Skip to main content

Brodhead on Mary Semans: A Life that Improved the City, Region and University

President Richard H. Brodhead speaks at the memorial service for Mary Semans.  Photo by Chris Hildreth/Duke University Photography
President Richard H. Brodhead speaks at the memorial service for Mary Semans. Photo by Chris Hildreth/Duke University Photography

Duke University
welcomes you to this celebration of our beloved Mary Semans. This institution
and Mary were so intertwined that neither had a life apart from the other. Mary
was a young member of the Duke family when Duke University was created. The East
and West campuses were built when she was still a child. She moved to Durham
full time at fourteen, shortly before Duke Chapel was completed. At 15, she
enrolled at the Woman's College. From this start and throughout her life, she
loved this university, knew pretty much everything that happened here, and gave
support to every act that took Duke forward.

But though she had
a profound institutional impact, in Mary's case good works took a very personal
form. I remember how it started with me. On a December day in 2003, a stranger
to this school, I was announced as the president who would succeed Nan Keohane.
After the news conference, I was taken on a kind of victory lap to meet the
greats of Duke University -- a celebrated cancer surgeon, a celebrated basketball
coach, and more. As the tour drew to a close, my guide told me with obvious
excitement that it was going to work out for me to meet one more of Duke's
giants -- Mary Semans, our chief link to Duke's founding family.

Now, Mary's name
was not so well known to me as Coach K's. From a brief account, I was expecting
a grand dame or even a kind of local royalty -- Mary Duke Biddle Trent Semans! All
those names! And I was not totally disappointed. When I was taken in to meet
her, in the words of the novelist Henry James, this lady did have the air of
being someone in particular. Such a sparkle to those eyes! Such stylishness! (Don't
you love the fact that the commemorative picture on the Duke website is of Mary
in bright yellow with the skirt quite short? As they say in Durham: Not Afraid
of Flavor.)

But if she cut a figure, haughtiness was no
part of the equation. When I arrived, Cindy and our son Dan had already been
with Mary for 10 or 15 minutes, and when I came in, they were going at it a
mile a minute, moving from one shared pleasure to another, as if they had known
each other for years.
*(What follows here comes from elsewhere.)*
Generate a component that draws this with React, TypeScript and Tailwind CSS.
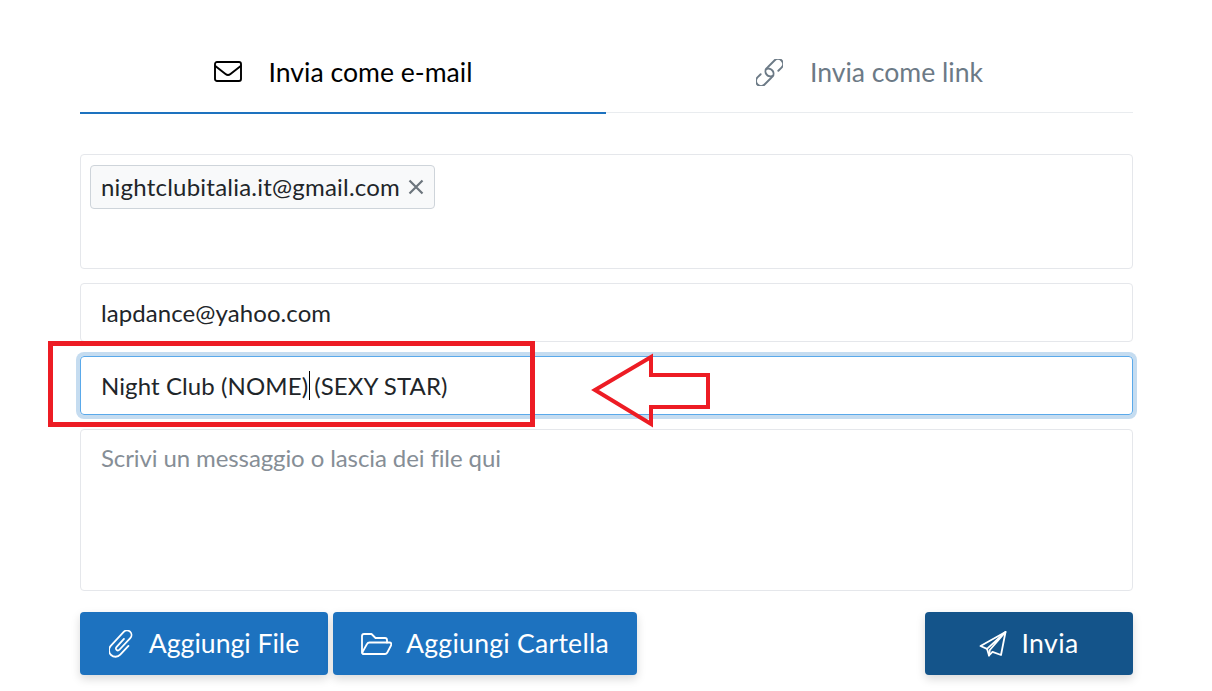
import React from "react";

function Envelope() {
  return (
    <svg width="28" height="21" viewBox="0 0 28 21" fill="none" stroke="#000" strokeWidth="1.9" strokeLinejoin="round" strokeLinecap="round">
      <rect x="1" y="1" width="26" height="19" rx="2" />
      <path d="M1.3 5 L11.5 13 Q14 15 16.5 13 L26.7 5" />
    </svg>
  );
}

function LinkIcon() {
  return (
    <svg width="27" height="27" viewBox="0 0 27 27" fill="none" stroke="#6c7a86" strokeWidth="1.9" strokeLinecap="round">
      <g transform="rotate(-45 13.5 13.5)">
        <path d="M6 8.5 H1.5 A5 5 0 0 0 1.5 18.5 H11 A5 5 0 0 0 13 8.7" />
        <path d="M21 18.5 H25.5 A5 5 0 0 0 25.5 8.5 H16 A5 5 0 0 0 14 18.3" />
      </g>
    </svg>
  );
}

function Clip() {
  return (
    <svg width="26" height="28" viewBox="0 0 26 28" fill="none" stroke="#fff" strokeWidth="1.8" strokeLinecap="round">
      <g transform="translate(13 14) rotate(43)">
        <path d="M6 -3 V9 A6.5 6.5 0 0 1 -7 9 V-10 A4.5 4.5 0 0 1 2 -10 V6 A2 2 0 0 1 -2 6 V-5" />
      </g>
    </svg>
  );
}

function FolderOpen() {
  return (
    <svg width="31" height="22" viewBox="0 0 31 22" fill="none" stroke="#fff" strokeWidth="1.8" strokeLinejoin="round" strokeLinecap="round">
      <path d="M3 21 Q1 21 1 19 V3 Q1 1 3 1 H10.5 L14.5 5 H24 Q26 5 26 7 V9.5" />
      <path d="M3 21 H24 Q25.5 21 26.3 19.5 L30 12.5 Q31 9.5 28.5 9.5 H8.5 Q6.8 9.5 6 11 L1.5 19 Q1 21 3 21 Z" />
    </svg>
  );
}

function Plane() {
  return (
    <svg width="28" height="26" viewBox="0 0 28 26" fill="none" stroke="#fff" strokeWidth="1.8" strokeLinejoin="round" strokeLinecap="round">
      <path d="M26.5 1 L1.5 15 L8 17.8 L10 24.5 L13.5 20.8 L22 24 Z" />
      <path d="M26.5 1 L8 17.8 M26.5 1 L10.8 19 L10 24.5" />
    </svg>
  );
}

export default function App() {
  return (
    <div className="relative h-[691px] w-[1212px] overflow-hidden bg-white pl-20 pr-[79px] font-['Lato',sans-serif] text-[#212529]">
      <div className="flex h-[113px] border-b border-[#e9ecef]">
        <div className="flex h-[114px] w-[526px] items-center justify-center gap-[27px] border-b-2 border-[#1d72bf] pt-[33px] pb-[2px] text-[26.6px] text-black">
          <Envelope />
          <span className="relative top-px">Invia come e-mail</span>
        </div>
        <div className="flex h-[113px] flex-1 items-center justify-center gap-[27px] pt-[33px] pb-[2px] text-[26.6px] text-[#6c7a86]">
          <LinkIcon />
          <span className="relative top-px">Invia come link</span>
        </div>
      </div>

      <div className="mt-[41px] h-[115px] rounded border border-[#e5e7eb] px-[9px] py-[10px]">
        <div className="inline-flex h-[44px] items-center gap-[8px] rounded border border-[#ced4da] bg-[#f8f9fa] pr-[10px] pl-[10px] text-[24px] tracking-[0.22px]">
          <span>nightclubitalia.it@gmail.com</span>
          <svg width="16" height="16" viewBox="0 0 16 16" stroke="#6c757d" strokeWidth="2.2">
            <path d="M1.5 1.5 L14.5 14.5 M14.5 1.5 L1.5 14.5" />
          </svg>
        </div>
      </div>

      <div className="mt-[14px] flex h-[59px] items-center rounded border border-[#e5e7eb] px-5 text-[24px] tracking-[0.08px]">
        lapdance@yahoo.com
      </div>

      <div className="mt-[14px] flex h-[59px] items-center rounded border border-[#5aa9ea] px-5 text-[24px] tracking-[0.1px] shadow-[0_0_0_4px_#c5dcf0]">
        <span>Night Club (NOME)</span>
        <span className="mx-[1px] h-[29px] w-px bg-black" />
        <span className="ml-[3px]">(SEXY STAR)</span>
      </div>

      <div className="mt-[14px] h-[162px] rounded border border-[#e5e7eb] px-5 py-[13px] text-[24px] leading-[30px] tracking-[-0.1px] text-[#868e96]">
        Scrivi un messaggio o lascia dei file qui
      </div>

      <div className="mt-[21px] flex h-[63px] text-[26.6px] text-white">
        <div className="flex w-[248px] items-center justify-center gap-[14px] rounded bg-[#1d72bf] shadow-[0_4px_10px_rgba(0,0,0,0.15)]">
          <Clip />
          <span>Aggiungi File</span>
        </div>
        <div className="ml-[5px] flex w-[304px] items-center justify-center gap-[14px] rounded bg-[#1d72bf] shadow-[0_4px_10px_rgba(0,0,0,0.15)]">
          <FolderOpen />
          <span className="tracking-[0.25px]">Aggiungi Cartella</span>
        </div>
        <div className="ml-auto flex w-[208px] items-center justify-center gap-[14px] rounded bg-[#14548a] shadow-[0_4px_10px_rgba(0,0,0,0.15)]">
          <Plane />
          <span className="tracking-[0.4px]">Invia</span>
        </div>
      </div>

      <div className="absolute left-[48px] top-[341px] h-[86px] w-[487px] border-[5px] border-[#ed1c24]" />
      <svg className="absolute left-[590px] top-[352px]" width="124" height="76" viewBox="0 0 124 76" fill="none" stroke="#ed1c24" strokeWidth="4">
        <path d="M5 38 L61 5 L61 23 L118 23 L118 55 L61 55 L61 72 Z" />
      </svg>
    </div>
  );
}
She had engaged them, she had taken outsiders and made
them quite at home--and at the end of two minutes, she had done the same for
me.

I dwell on this
because if Mary's work will live on through the institutions she supported -- Duke
University, the Duke Endowment, North Carolina School of the Arts, the civic
and cultural activities she supported in Durham -- her effect arose from her
unique skill at personal relations, the way she imbued each individual
encounter with grace, attention and love. Did you ever receive a thank you note
from Mary? I remember dozens: each of which made me feel like I was being fully
appreciated for the first time in my
life. When Mary took Cindy and me to the 50th anniversary production of West Side Story at the School of the
Arts, she singled out each young performer for the sincerest, warmest, most
discerning appreciation. I have studied up on Mary's leadership in civil rights
causes in Durham. As you know, as a widowed mother of four, she was one of the
first two women ever elected to the city council, elected in the same year as integrationist
mayor Mutt Evans; later, she became the leader, with Elna Spaulding, of the cross-racial
group Women in Action for the Prevention of Violence and Its Causes. But these
civic acts were built on personal acts of engagement and appreciation,
friendships Mary built person by person across artificial social divides. Not
just racial divides, but all divides.
Who hasn't heard tales of Mary stopping to embrace people and ask about their
families as she did her grocery shopping, or stopping by a local merchant's to ask
how business was?  If Mary knew you, then
you mattered.

When Mary Semans
was honored at the Nasher Museum two years back, I found a phrase that I haven't
been able to improve on: she was the embodiment of unconditional love. She saw
more good in others than any of us are used to seeing in ourselves, and she
made you want to be the person that she
believed in. She made this city, this university, and this region better in
actuality by the way she believed in their possibility. She couldn't help it:
that's what it meant to be Mary D. B. T. Semans.

Lucky us, to be
part of the world that Mary Semans loved and made.